**Aim of the task**
Repeat the material verbatim and drop the pictures.

**Data block**
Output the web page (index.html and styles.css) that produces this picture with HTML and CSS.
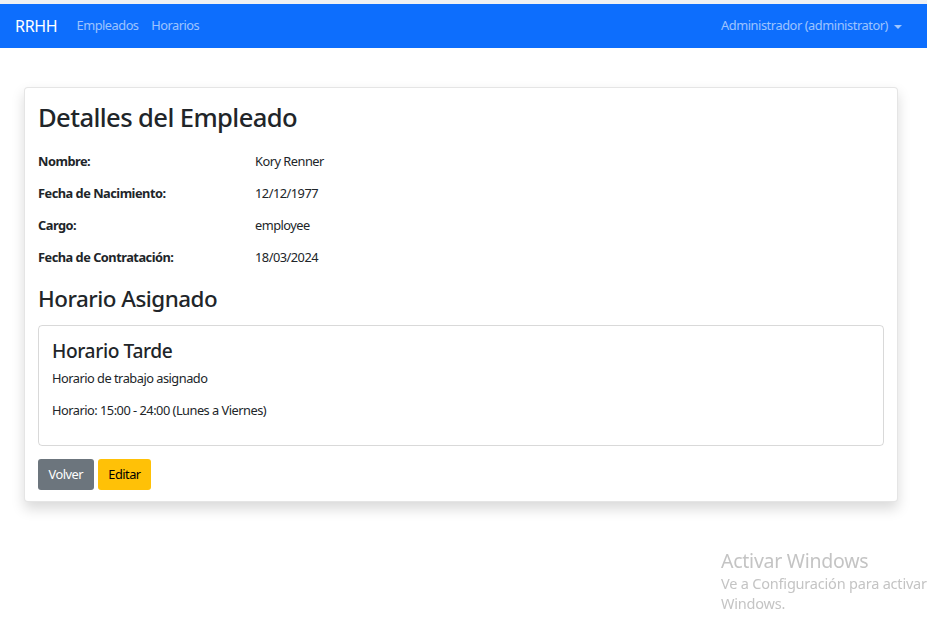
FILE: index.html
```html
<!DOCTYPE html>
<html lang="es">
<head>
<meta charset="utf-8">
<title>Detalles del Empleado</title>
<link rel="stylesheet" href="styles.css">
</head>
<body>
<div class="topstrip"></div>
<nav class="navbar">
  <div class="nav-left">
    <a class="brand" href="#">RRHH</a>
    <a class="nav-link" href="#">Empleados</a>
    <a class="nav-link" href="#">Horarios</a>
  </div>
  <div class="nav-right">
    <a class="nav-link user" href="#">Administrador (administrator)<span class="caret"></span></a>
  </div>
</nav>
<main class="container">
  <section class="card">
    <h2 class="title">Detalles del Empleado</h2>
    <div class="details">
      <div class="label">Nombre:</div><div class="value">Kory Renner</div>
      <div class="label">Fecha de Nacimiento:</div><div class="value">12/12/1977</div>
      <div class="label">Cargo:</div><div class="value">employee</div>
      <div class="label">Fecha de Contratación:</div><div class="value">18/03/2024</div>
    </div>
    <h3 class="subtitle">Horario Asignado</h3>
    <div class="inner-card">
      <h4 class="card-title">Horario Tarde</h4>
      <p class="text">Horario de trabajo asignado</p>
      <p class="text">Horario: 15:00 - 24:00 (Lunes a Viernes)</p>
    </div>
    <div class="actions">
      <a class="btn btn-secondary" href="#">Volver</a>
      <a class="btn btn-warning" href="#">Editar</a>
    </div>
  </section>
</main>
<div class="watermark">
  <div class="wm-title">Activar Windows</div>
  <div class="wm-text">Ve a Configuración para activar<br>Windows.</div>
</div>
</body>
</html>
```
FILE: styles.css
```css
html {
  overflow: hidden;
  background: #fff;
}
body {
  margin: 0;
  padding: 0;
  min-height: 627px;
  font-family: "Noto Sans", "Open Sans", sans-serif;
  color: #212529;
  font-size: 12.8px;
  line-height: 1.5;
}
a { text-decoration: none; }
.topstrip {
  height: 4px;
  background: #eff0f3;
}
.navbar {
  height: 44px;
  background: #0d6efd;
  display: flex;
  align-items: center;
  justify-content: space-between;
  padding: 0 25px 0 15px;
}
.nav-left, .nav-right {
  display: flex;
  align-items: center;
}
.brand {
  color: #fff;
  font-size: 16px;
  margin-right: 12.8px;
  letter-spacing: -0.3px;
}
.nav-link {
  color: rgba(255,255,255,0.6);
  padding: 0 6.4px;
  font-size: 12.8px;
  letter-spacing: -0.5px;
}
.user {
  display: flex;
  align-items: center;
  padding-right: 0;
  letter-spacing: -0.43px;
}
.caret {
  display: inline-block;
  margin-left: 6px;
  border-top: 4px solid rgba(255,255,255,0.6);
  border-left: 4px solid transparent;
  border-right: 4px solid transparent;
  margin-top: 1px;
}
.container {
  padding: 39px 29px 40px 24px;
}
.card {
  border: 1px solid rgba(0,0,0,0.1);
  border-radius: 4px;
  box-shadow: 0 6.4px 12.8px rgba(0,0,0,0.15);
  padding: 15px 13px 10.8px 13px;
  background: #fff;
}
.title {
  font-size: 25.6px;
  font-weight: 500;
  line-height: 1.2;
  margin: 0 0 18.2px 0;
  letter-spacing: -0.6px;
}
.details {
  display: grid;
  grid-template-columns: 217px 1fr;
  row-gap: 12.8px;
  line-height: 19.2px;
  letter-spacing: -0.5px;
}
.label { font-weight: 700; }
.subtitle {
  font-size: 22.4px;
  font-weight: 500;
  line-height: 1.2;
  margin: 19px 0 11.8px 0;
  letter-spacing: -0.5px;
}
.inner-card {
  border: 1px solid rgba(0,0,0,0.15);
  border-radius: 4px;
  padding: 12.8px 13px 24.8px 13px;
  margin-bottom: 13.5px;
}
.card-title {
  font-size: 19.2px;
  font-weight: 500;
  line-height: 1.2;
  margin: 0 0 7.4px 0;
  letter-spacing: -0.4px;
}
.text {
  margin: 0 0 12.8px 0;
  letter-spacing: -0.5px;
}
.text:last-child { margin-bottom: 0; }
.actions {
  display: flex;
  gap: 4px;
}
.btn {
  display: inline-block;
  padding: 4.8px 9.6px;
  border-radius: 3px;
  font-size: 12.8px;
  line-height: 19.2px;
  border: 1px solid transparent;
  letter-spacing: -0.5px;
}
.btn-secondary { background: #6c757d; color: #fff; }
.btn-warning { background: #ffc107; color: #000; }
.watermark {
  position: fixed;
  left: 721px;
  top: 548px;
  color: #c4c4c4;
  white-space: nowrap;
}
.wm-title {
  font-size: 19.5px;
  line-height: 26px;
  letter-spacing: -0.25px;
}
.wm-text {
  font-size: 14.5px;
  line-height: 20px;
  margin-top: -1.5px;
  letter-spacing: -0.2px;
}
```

**Task solution**
Output the web page (index.html and styles.css) that produces this picture with HTML and CSS.
FILE: index.html
```html
<!DOCTYPE html>
<html lang="es">
<head>
<meta charset="utf-8">
<title>Detalles del Empleado</title>
<link rel="stylesheet" href="styles.css">
</head>
<body>
<div class="topstrip"></div>
<nav class="navbar">
  <div class="nav-left">
    <a class="brand" href="#">RRHH</a>
    <a class="nav-link" href="#">Empleados</a>
    <a class="nav-link" href="#">Horarios</a>
  </div>
  <div class="nav-right">
    <a class="nav-link user" href="#">Administrador (administrator)<span class="caret"></span></a>
  </div>
</nav>
<main class="container">
  <section class="card">
    <h2 class="title">Detalles del Empleado</h2>
    <div class="details">
      <div class="label">Nombre:</div><div class="value">Kory Renner</div>
      <div class="label">Fecha de Nacimiento:</div><div class="value">12/12/1977</div>
      <div class="label">Cargo:</div><div class="value">employee</div>
      <div class="label">Fecha de Contratación:</div><div class="value">18/03/2024</div>
    </div>
    <h3 class="subtitle">Horario Asignado</h3>
    <div class="inner-card">
      <h4 class="card-title">Horario Tarde</h4>
      <p class="text">Horario de trabajo asignado</p>
      <p class="text">Horario: 15:00 - 24:00 (Lunes a Viernes)</p>
    </div>
    <div class="actions">
      <a class="btn btn-secondary" href="#">Volver</a>
      <a class="btn btn-warning" href="#">Editar</a>
    </div>
  </section>
</main>
<div class="watermark">
  <div class="wm-title">Activar Windows</div>
  <div class="wm-text">Ve a Configuración para activar<br>Windows.</div>
</div>
</body>
</html>
```
FILE: styles.css
```css
html {
  overflow: hidden;
  background: #fff;
}
body {
  margin: 0;
  padding: 0;
  min-height: 627px;
  font-family: "Noto Sans", "Open Sans", sans-serif;
  color: #212529;
  font-size: 12.8px;
  line-height: 1.5;
}
a { text-decoration: none; }
.topstrip {
  height: 4px;
  background: #eff0f3;
}
.navbar {
  height: 44px;
  background: #0d6efd;
  display: flex;
  align-items: center;
  justify-content: space-between;
  padding: 0 25px 0 15px;
}
.nav-left, .nav-right {
  display: flex;
  align-items: center;
}
.brand {
  color: #fff;
  font-size: 16px;
  margin-right: 12.8px;
  letter-spacing: -0.3px;
}
.nav-link {
  color: rgba(255,255,255,0.6);
  padding: 0 6.4px;
  font-size: 12.8px;
  letter-spacing: -0.5px;
}
.user {
  display: flex;
  align-items: center;
  padding-right: 0;
  letter-spacing: -0.43px;
}
.caret {
  display: inline-block;
  margin-left: 6px;
  border-top: 4px solid rgba(255,255,255,0.6);
  border-left: 4px solid transparent;
  border-right: 4px solid transparent;
  margin-top: 1px;
}
.container {
  padding: 39px 29px 40px 24px;
}
.card {
  border: 1px solid rgba(0,0,0,0.1);
  border-radius: 4px;
  box-shadow: 0 6.4px 12.8px rgba(0,0,0,0.15);
  padding: 15px 13px 10.8px 13px;
  background: #fff;
}
.title {
  font-size: 25.6px;
  font-weight: 500;
  line-height: 1.2;
  margin: 0 0 18.2px 0;
  letter-spacing: -0.6px;
}
.details {
  display: grid;
  grid-template-columns: 217px 1fr;
  row-gap: 12.8px;
  line-height: 19.2px;
  letter-spacing: -0.5px;
}
.label { font-weight: 700; }
.subtitle {
  font-size: 22.4px;
  font-weight: 500;
  line-height: 1.2;
  margin: 19px 0 11.8px 0;
  letter-spacing: -0.5px;
}
.inner-card {
  border: 1px solid rgba(0,0,0,0.15);
  border-radius: 4px;
  padding: 12.8px 13px 24.8px 13px;
  margin-bottom: 13.5px;
}
.card-title {
  font-size: 19.2px;
  font-weight: 500;
  line-height: 1.2;
  margin: 0 0 7.4px 0;
  letter-spacing: -0.4px;
}
.text {
  margin: 0 0 12.8px 0;
  letter-spacing: -0.5px;
}
.text:last-child { margin-bottom: 0; }
.actions {
  display: flex;
  gap: 4px;
}
.btn {
  display: inline-block;
  padding: 4.8px 9.6px;
  border-radius: 3px;
  font-size: 12.8px;
  line-height: 19.2px;
  border: 1px solid transparent;
  letter-spacing: -0.5px;
}
.btn-secondary { background: #6c757d; color: #fff; }
.btn-warning { background: #ffc107; color: #000; }
.watermark {
  position: fixed;
  left: 721px;
  top: 548px;
  color: #c4c4c4;
  white-space: nowrap;
}
.wm-title {
  font-size: 19.5px;
  line-height: 26px;
  letter-spacing: -0.25px;
}
.wm-text {
  font-size: 14.5px;
  line-height: 20px;
  margin-top: -1.5px;
  letter-spacing: -0.2px;
}
```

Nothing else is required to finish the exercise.